>> Begin Information supplied
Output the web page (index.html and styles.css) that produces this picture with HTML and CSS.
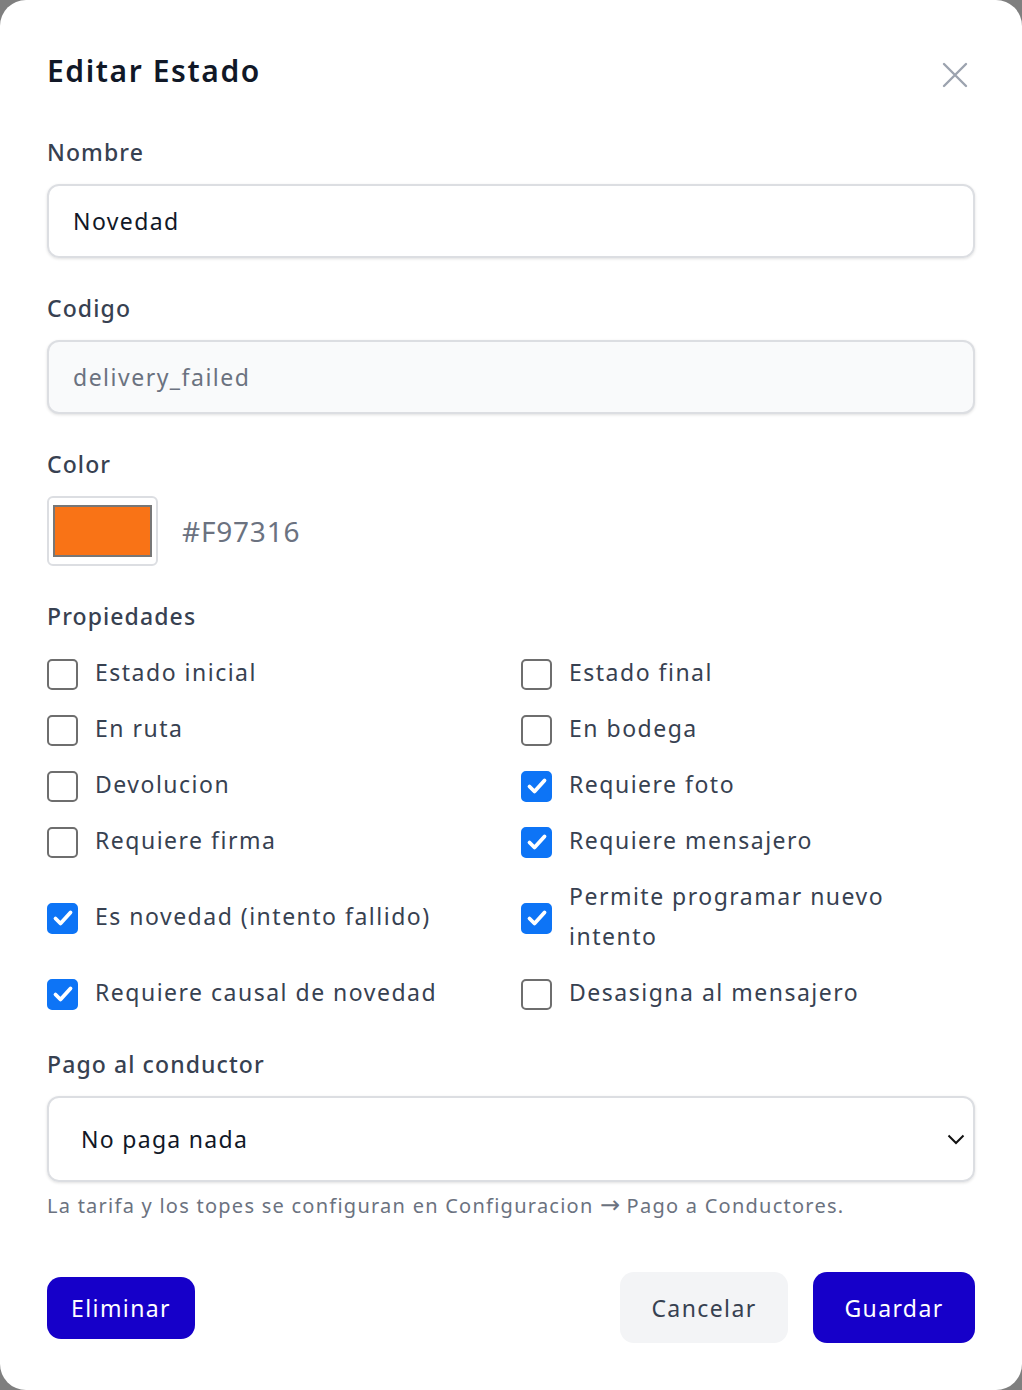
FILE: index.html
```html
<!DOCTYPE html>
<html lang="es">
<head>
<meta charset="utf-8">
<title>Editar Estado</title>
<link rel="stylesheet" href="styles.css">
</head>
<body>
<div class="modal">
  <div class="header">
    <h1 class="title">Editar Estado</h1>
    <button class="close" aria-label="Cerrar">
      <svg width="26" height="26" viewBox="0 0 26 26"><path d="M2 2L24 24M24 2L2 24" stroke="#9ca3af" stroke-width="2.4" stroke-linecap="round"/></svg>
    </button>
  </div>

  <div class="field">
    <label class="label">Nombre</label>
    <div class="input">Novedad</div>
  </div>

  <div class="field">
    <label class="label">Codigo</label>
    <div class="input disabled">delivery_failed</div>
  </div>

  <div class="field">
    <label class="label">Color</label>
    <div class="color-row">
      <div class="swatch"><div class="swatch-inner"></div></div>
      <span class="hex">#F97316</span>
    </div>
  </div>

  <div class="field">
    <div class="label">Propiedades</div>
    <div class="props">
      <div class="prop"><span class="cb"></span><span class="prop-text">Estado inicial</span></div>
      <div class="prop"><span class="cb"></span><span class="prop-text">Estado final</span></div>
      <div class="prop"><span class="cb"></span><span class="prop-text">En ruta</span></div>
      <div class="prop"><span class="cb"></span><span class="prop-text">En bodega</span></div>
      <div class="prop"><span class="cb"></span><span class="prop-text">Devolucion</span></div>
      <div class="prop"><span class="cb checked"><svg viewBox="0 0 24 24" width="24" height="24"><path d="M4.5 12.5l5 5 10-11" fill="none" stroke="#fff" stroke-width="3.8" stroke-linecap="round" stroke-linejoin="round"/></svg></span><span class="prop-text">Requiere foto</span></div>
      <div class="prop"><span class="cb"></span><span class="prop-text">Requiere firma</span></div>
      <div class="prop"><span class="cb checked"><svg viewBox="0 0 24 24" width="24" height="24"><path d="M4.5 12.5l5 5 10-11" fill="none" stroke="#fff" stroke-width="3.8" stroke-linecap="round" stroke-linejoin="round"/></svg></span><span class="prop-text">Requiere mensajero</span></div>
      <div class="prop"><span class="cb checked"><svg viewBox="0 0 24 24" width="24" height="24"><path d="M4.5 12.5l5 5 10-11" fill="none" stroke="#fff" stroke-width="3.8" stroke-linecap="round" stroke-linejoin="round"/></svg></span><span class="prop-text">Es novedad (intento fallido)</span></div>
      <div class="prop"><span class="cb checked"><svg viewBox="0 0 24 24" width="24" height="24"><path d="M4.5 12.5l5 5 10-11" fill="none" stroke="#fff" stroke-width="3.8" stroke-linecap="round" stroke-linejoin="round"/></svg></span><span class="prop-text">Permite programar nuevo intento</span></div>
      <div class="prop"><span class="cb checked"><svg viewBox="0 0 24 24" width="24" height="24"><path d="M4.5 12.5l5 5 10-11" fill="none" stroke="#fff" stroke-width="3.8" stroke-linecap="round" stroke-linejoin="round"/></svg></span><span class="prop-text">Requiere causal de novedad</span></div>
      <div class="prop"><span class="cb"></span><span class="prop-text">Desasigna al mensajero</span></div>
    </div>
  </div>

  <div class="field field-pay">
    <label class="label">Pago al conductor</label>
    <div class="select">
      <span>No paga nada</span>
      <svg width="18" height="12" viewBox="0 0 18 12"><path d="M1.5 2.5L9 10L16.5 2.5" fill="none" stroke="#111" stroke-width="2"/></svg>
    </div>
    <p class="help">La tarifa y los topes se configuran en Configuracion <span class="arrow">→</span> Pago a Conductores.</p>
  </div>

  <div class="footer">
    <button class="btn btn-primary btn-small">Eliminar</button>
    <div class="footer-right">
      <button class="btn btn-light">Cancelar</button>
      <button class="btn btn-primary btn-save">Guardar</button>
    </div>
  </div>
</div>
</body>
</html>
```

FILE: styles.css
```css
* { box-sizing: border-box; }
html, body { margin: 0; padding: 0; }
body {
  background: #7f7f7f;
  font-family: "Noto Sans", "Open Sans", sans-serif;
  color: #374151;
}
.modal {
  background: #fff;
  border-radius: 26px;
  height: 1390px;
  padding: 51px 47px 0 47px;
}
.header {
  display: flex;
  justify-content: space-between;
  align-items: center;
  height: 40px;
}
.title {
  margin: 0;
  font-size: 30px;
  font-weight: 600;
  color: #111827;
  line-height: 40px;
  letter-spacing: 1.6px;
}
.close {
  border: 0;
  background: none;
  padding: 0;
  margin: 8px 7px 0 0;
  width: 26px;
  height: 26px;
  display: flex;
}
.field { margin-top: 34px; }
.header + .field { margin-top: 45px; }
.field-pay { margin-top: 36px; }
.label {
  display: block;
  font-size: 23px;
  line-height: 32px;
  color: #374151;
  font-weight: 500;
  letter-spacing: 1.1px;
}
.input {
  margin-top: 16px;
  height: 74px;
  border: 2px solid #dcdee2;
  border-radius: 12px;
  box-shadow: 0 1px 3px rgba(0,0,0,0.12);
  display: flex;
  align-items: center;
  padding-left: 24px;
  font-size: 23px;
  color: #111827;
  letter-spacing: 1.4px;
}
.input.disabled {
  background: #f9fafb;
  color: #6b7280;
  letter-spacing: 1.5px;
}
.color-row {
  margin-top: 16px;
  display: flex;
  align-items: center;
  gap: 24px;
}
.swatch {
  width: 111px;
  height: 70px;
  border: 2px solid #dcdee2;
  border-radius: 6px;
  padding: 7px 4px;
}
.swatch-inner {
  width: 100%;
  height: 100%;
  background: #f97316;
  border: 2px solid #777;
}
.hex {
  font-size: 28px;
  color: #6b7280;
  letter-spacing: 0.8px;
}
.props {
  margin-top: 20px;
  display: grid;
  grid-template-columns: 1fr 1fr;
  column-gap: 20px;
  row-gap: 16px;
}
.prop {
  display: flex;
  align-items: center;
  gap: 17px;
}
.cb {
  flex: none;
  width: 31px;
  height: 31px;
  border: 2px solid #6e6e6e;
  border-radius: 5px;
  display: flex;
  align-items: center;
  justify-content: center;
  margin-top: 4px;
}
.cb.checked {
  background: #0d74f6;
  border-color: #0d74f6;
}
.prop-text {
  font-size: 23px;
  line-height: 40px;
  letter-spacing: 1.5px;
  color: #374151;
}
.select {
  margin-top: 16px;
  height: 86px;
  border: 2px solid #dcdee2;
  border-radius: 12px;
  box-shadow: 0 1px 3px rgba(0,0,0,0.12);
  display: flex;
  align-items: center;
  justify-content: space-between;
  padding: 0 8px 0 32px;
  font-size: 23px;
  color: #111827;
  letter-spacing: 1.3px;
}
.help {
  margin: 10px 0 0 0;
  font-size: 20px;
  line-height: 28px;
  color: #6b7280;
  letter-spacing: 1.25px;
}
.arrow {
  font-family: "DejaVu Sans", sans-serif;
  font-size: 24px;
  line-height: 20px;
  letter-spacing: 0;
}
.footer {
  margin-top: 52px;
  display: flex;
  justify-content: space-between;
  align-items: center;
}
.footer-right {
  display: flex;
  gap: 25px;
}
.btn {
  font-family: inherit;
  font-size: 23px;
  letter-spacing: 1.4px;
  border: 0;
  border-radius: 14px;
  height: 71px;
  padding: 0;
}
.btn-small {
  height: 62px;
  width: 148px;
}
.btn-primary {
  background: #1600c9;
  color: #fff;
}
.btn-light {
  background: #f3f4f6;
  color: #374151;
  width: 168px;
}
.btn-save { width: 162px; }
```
>> End Information supplied
**Your task**
Quote the data exactly, leaving every image out of the copy.

**Completed task**
Output the web page (index.html and styles.css) that produces this picture with HTML and CSS.
FILE: index.html
```html
<!DOCTYPE html>
<html lang="es">
<head>
<meta charset="utf-8">
<title>Editar Estado</title>
<link rel="stylesheet" href="styles.css">
</head>
<body>
<div class="modal">
  <div class="header">
    <h1 class="title">Editar Estado</h1>
    <button class="close" aria-label="Cerrar">
      <svg width="26" height="26" viewBox="0 0 26 26"><path d="M2 2L24 24M24 2L2 24" stroke="#9ca3af" stroke-width="2.4" stroke-linecap="round"/></svg>
    </button>
  </div>

  <div class="field">
    <label class="label">Nombre</label>
    <div class="input">Novedad</div>
  </div>

  <div class="field">
    <label class="label">Codigo</label>
    <div class="input disabled">delivery_failed</div>
  </div>

  <div class="field">
    <label class="label">Color</label>
    <div class="color-row">
      <div class="swatch"><div class="swatch-inner"></div></div>
      <span class="hex">#F97316</span>
    </div>
  </div>

  <div class="field">
    <div class="label">Propiedades</div>
    <div class="props">
      <div class="prop"><span class="cb"></span><span class="prop-text">Estado inicial</span></div>
      <div class="prop"><span class="cb"></span><span class="prop-text">Estado final</span></div>
      <div class="prop"><span class="cb"></span><span class="prop-text">En ruta</span></div>
      <div class="prop"><span class="cb"></span><span class="prop-text">En bodega</span></div>
      <div class="prop"><span class="cb"></span><span class="prop-text">Devolucion</span></div>
      <div class="prop"><span class="cb checked"><svg viewBox="0 0 24 24" width="24" height="24"><path d="M4.5 12.5l5 5 10-11" fill="none" stroke="#fff" stroke-width="3.8" stroke-linecap="round" stroke-linejoin="round"/></svg></span><span class="prop-text">Requiere foto</span></div>
      <div class="prop"><span class="cb"></span><span class="prop-text">Requiere firma</span></div>
      <div class="prop"><span class="cb checked"><svg viewBox="0 0 24 24" width="24" height="24"><path d="M4.5 12.5l5 5 10-11" fill="none" stroke="#fff" stroke-width="3.8" stroke-linecap="round" stroke-linejoin="round"/></svg></span><span class="prop-text">Requiere mensajero</span></div>
      <div class="prop"><span class="cb checked"><svg viewBox="0 0 24 24" width="24" height="24"><path d="M4.5 12.5l5 5 10-11" fill="none" stroke="#fff" stroke-width="3.8" stroke-linecap="round" stroke-linejoin="round"/></svg></span><span class="prop-text">Es novedad (intento fallido)</span></div>
      <div class="prop"><span class="cb checked"><svg viewBox="0 0 24 24" width="24" height="24"><path d="M4.5 12.5l5 5 10-11" fill="none" stroke="#fff" stroke-width="3.8" stroke-linecap="round" stroke-linejoin="round"/></svg></span><span class="prop-text">Permite programar nuevo intento</span></div>
      <div class="prop"><span class="cb checked"><svg viewBox="0 0 24 24" width="24" height="24"><path d="M4.5 12.5l5 5 10-11" fill="none" stroke="#fff" stroke-width="3.8" stroke-linecap="round" stroke-linejoin="round"/></svg></span><span class="prop-text">Requiere causal de novedad</span></div>
      <div class="prop"><span class="cb"></span><span class="prop-text">Desasigna al mensajero</span></div>
    </div>
  </div>

  <div class="field field-pay">
    <label class="label">Pago al conductor</label>
    <div class="select">
      <span>No paga nada</span>
      <svg width="18" height="12" viewBox="0 0 18 12"><path d="M1.5 2.5L9 10L16.5 2.5" fill="none" stroke="#111" stroke-width="2"/></svg>
    </div>
    <p class="help">La tarifa y los topes se configuran en Configuracion <span class="arrow">→</span> Pago a Conductores.</p>
  </div>

  <div class="footer">
    <button class="btn btn-primary btn-small">Eliminar</button>
    <div class="footer-right">
      <button class="btn btn-light">Cancelar</button>
      <button class="btn btn-primary btn-save">Guardar</button>
    </div>
  </div>
</div>
</body>
</html>
```

FILE: styles.css
```css
* { box-sizing: border-box; }
html, body { margin: 0; padding: 0; }
body {
  background: #7f7f7f;
  font-family: "Noto Sans", "Open Sans", sans-serif;
  color: #374151;
}
.modal {
  background: #fff;
  border-radius: 26px;
  height: 1390px;
  padding: 51px 47px 0 47px;
}
.header {
  display: flex;
  justify-content: space-between;
  align-items: center;
  height: 40px;
}
.title {
  margin: 0;
  font-size: 30px;
  font-weight: 600;
  color: #111827;
  line-height: 40px;
  letter-spacing: 1.6px;
}
.close {
  border: 0;
  background: none;
  padding: 0;
  margin: 8px 7px 0 0;
  width: 26px;
  height: 26px;
  display: flex;
}
.field { margin-top: 34px; }
.header + .field { margin-top: 45px; }
.field-pay { margin-top: 36px; }
.label {
  display: block;
  font-size: 23px;
  line-height: 32px;
  color: #374151;
  font-weight: 500;
  letter-spacing: 1.1px;
}
.input {
  margin-top: 16px;
  height: 74px;
  border: 2px solid #dcdee2;
  border-radius: 12px;
  box-shadow: 0 1px 3px rgba(0,0,0,0.12);
  display: flex;
  align-items: center;
  padding-left: 24px;
  font-size: 23px;
  color: #111827;
  letter-spacing: 1.4px;
}
.input.disabled {
  background: #f9fafb;
  color: #6b7280;
  letter-spacing: 1.5px;
}
.color-row {
  margin-top: 16px;
  display: flex;
  align-items: center;
  gap: 24px;
}
.swatch {
  width: 111px;
  height: 70px;
  border: 2px solid #dcdee2;
  border-radius: 6px;
  padding: 7px 4px;
}
.swatch-inner {
  width: 100%;
  height: 100%;
  background: #f97316;
  border: 2px solid #777;
}
.hex {
  font-size: 28px;
  color: #6b7280;
  letter-spacing: 0.8px;
}
.props {
  margin-top: 20px;
  display: grid;
  grid-template-columns: 1fr 1fr;
  column-gap: 20px;
  row-gap: 16px;
}
.prop {
  display: flex;
  align-items: center;
  gap: 17px;
}
.cb {
  flex: none;
  width: 31px;
  height: 31px;
  border: 2px solid #6e6e6e;
  border-radius: 5px;
  display: flex;
  align-items: center;
  justify-content: center;
  margin-top: 4px;
}
.cb.checked {
  background: #0d74f6;
  border-color: #0d74f6;
}
.prop-text {
  font-size: 23px;
  line-height: 40px;
  letter-spacing: 1.5px;
  color: #374151;
}
.select {
  margin-top: 16px;
  height: 86px;
  border: 2px solid #dcdee2;
  border-radius: 12px;
  box-shadow: 0 1px 3px rgba(0,0,0,0.12);
  display: flex;
  align-items: center;
  justify-content: space-between;
  padding: 0 8px 0 32px;
  font-size: 23px;
  color: #111827;
  letter-spacing: 1.3px;
}
.help {
  margin: 10px 0 0 0;
  font-size: 20px;
  line-height: 28px;
  color: #6b7280;
  letter-spacing: 1.25px;
}
.arrow {
  font-family: "DejaVu Sans", sans-serif;
  font-size: 24px;
  line-height: 20px;
  letter-spacing: 0;
}
.footer {
  margin-top: 52px;
  display: flex;
  justify-content: space-between;
  align-items: center;
}
.footer-right {
  display: flex;
  gap: 25px;
}
.btn {
  font-family: inherit;
  font-size: 23px;
  letter-spacing: 1.4px;
  border: 0;
  border-radius: 14px;
  height: 71px;
  padding: 0;
}
.btn-small {
  height: 62px;
  width: 148px;
}
.btn-primary {
  background: #1600c9;
  color: #fff;
}
.btn-light {
  background: #f3f4f6;
  color: #374151;
  width: 168px;
}
.btn-save { width: 162px; }
```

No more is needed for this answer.